At another port they waylaid three unguarded barques and captured fifty-seven bricks of silver, each weighing about twenty pounds. When they came to the port of Lima, there were seventeen vessels anchored in the harbor. Not daunted by numbers, Drake sailed right into the harbor, captured them all with his one ship, and made their men prisoners while he plundered the whole Spanish fleet. By this time the alarm had been spread along the coast that Drake was capturing everything in sight, and the

governor of Peru with two thousand men was waiting for him at Callao.

Drake’s good luck seemed now to desert him. In the presence of that waiting army the wind died down and the _Golden Hind_ was becalmed, helpless, and unable to move a yard. The Spanish governor grinned as he went out in boats from the shore with four hundred soldiers, to take back all the precious cargo Drake had lately captured. But before the armed men reached the English ship a gale blew up and Drake sailed away, laughing and waving farewells to his pursuers.

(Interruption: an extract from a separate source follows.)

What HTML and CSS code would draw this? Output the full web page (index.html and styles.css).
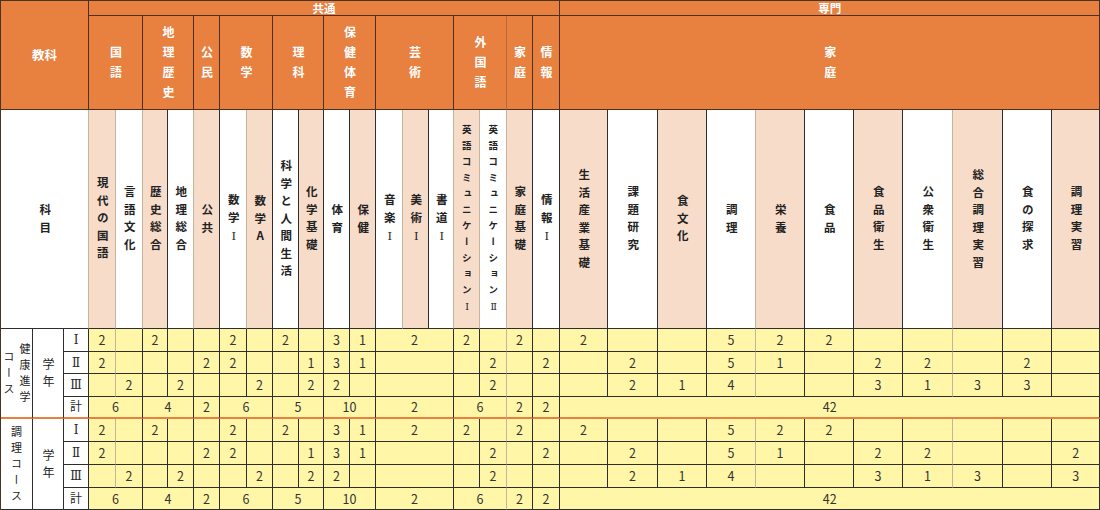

The cargo from the last ship they captured overloaded the _Golden Hind_ with tons of gold, silver and precious gems. It was useless to overhaul any more galleons, for they now had all their ship could carry. Their only thought was to get their treasure home safe and sound. Sailing across the Pacific, they were sixty-eight days without sighting land.

The _Golden Hind_ began to show the strain of her long voyage; so they set up a forge on an island in the South Pacific and spent weeks in making repairs, so that the ship might complete her voyage around the world. After they had sailed more than a month longer, the ship ran on a ledge of rocks. Seeing that they could not get her off, they threw six cannon overboard, then the sugar and spices, then great fortunes in silver. At last they managed to work her off the ledge into deep water. Still it was nearly a year before they reached the harbor of Plymouth, England.